Restate the listing that follows word for word, without its pictures.

Collected material:
________________________
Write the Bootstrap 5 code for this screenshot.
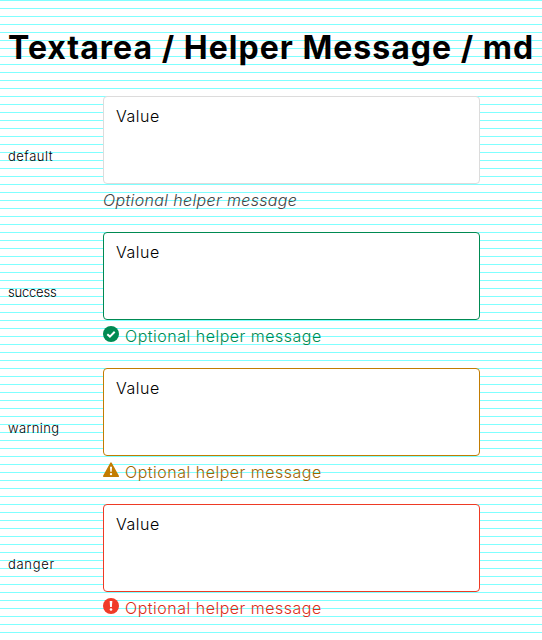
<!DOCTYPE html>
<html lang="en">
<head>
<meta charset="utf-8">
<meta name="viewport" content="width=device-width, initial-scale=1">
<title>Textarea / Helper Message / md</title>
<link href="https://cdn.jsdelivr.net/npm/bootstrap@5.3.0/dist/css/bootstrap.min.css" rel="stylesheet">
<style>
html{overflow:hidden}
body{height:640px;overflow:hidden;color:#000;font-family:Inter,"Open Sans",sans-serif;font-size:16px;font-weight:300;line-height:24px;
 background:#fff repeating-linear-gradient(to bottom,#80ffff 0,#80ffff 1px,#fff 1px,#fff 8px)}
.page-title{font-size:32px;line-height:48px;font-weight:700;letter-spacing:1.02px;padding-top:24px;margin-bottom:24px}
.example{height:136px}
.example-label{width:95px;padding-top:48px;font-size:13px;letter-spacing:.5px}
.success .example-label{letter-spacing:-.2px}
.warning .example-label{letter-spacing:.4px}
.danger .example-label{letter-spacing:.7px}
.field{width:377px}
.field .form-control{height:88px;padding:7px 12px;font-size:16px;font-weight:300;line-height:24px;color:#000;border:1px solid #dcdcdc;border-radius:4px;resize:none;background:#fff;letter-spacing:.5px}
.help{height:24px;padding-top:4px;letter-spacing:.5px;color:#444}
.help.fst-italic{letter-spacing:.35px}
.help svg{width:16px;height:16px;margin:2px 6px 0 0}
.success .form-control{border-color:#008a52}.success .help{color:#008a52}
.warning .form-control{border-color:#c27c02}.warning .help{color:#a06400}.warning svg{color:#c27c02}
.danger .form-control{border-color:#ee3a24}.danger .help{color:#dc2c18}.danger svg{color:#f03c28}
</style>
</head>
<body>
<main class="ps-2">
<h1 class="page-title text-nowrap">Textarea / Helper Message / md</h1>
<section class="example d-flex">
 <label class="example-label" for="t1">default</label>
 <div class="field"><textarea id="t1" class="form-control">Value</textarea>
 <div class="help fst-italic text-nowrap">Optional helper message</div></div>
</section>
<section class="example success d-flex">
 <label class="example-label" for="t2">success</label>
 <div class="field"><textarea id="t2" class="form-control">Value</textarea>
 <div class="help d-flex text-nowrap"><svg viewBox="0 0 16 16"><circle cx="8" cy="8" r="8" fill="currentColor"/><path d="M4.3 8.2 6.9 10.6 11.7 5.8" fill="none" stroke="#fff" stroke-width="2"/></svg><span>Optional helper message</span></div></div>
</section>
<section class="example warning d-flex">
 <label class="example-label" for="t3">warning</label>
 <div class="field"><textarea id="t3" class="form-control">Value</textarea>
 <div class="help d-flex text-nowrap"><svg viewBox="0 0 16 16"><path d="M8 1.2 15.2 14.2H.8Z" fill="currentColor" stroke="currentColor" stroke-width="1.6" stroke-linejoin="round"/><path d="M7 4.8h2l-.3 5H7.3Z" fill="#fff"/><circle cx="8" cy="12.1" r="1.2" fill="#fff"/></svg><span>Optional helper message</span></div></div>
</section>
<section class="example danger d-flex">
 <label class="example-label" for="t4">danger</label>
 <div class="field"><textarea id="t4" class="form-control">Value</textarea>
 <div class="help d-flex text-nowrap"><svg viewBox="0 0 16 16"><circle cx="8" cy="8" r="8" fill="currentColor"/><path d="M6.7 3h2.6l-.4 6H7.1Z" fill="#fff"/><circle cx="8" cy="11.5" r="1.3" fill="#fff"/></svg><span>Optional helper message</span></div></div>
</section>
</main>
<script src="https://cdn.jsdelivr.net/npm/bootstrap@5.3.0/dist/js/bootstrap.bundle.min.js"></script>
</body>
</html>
________________________
Solved problem:
Write the Bootstrap 5 code for this screenshot.
<!DOCTYPE html>
<html lang="en">
<head>
<meta charset="utf-8">
<meta name="viewport" content="width=device-width, initial-scale=1">
<title>Textarea / Helper Message / md</title>
<link href="https://cdn.jsdelivr.net/npm/bootstrap@5.3.0/dist/css/bootstrap.min.css" rel="stylesheet">
<style>
html{overflow:hidden}
body{height:640px;overflow:hidden;color:#000;font-family:Inter,"Open Sans",sans-serif;font-size:16px;font-weight:300;line-height:24px;
 background:#fff repeating-linear-gradient(to bottom,#80ffff 0,#80ffff 1px,#fff 1px,#fff 8px)}
.page-title{font-size:32px;line-height:48px;font-weight:700;letter-spacing:1.02px;padding-top:24px;margin-bottom:24px}
.example{height:136px}
.example-label{width:95px;padding-top:48px;font-size:13px;letter-spacing:.5px}
.success .example-label{letter-spacing:-.2px}
.warning .example-label{letter-spacing:.4px}
.danger .example-label{letter-spacing:.7px}
.field{width:377px}
.field .form-control{height:88px;padding:7px 12px;font-size:16px;font-weight:300;line-height:24px;color:#000;border:1px solid #dcdcdc;border-radius:4px;resize:none;background:#fff;letter-spacing:.5px}
.help{height:24px;padding-top:4px;letter-spacing:.5px;color:#444}
.help.fst-italic{letter-spacing:.35px}
.help svg{width:16px;height:16px;margin:2px 6px 0 0}
.success .form-control{border-color:#008a52}.success .help{color:#008a52}
.warning .form-control{border-color:#c27c02}.warning .help{color:#a06400}.warning svg{color:#c27c02}
.danger .form-control{border-color:#ee3a24}.danger .help{color:#dc2c18}.danger svg{color:#f03c28}
</style>
</head>
<body>
<main class="ps-2">
<h1 class="page-title text-nowrap">Textarea / Helper Message / md</h1>
<section class="example d-flex">
 <label class="example-label" for="t1">default</label>
 <div class="field"><textarea id="t1" class="form-control">Value</textarea>
 <div class="help fst-italic text-nowrap">Optional helper message</div></div>
</section>
<section class="example success d-flex">
 <label class="example-label" for="t2">success</label>
 <div class="field"><textarea id="t2" class="form-control">Value</textarea>
 <div class="help d-flex text-nowrap"><svg viewBox="0 0 16 16"><circle cx="8" cy="8" r="8" fill="currentColor"/><path d="M4.3 8.2 6.9 10.6 11.7 5.8" fill="none" stroke="#fff" stroke-width="2"/></svg><span>Optional helper message</span></div></div>
</section>
<section class="example warning d-flex">
 <label class="example-label" for="t3">warning</label>
 <div class="field"><textarea id="t3" class="form-control">Value</textarea>
 <div class="help d-flex text-nowrap"><svg viewBox="0 0 16 16"><path d="M8 1.2 15.2 14.2H.8Z" fill="currentColor" stroke="currentColor" stroke-width="1.6" stroke-linejoin="round"/><path d="M7 4.8h2l-.3 5H7.3Z" fill="#fff"/><circle cx="8" cy="12.1" r="1.2" fill="#fff"/></svg><span>Optional helper message</span></div></div>
</section>
<section class="example danger d-flex">
 <label class="example-label" for="t4">danger</label>
 <div class="field"><textarea id="t4" class="form-control">Value</textarea>
 <div class="help d-flex text-nowrap"><svg viewBox="0 0 16 16"><circle cx="8" cy="8" r="8" fill="currentColor"/><path d="M6.7 3h2.6l-.4 6H7.1Z" fill="#fff"/><circle cx="8" cy="11.5" r="1.3" fill="#fff"/></svg><span>Optional helper message</span></div></div>
</section>
</main>
<script src="https://cdn.jsdelivr.net/npm/bootstrap@5.3.0/dist/js/bootstrap.bundle.min.js"></script>
</body>
</html>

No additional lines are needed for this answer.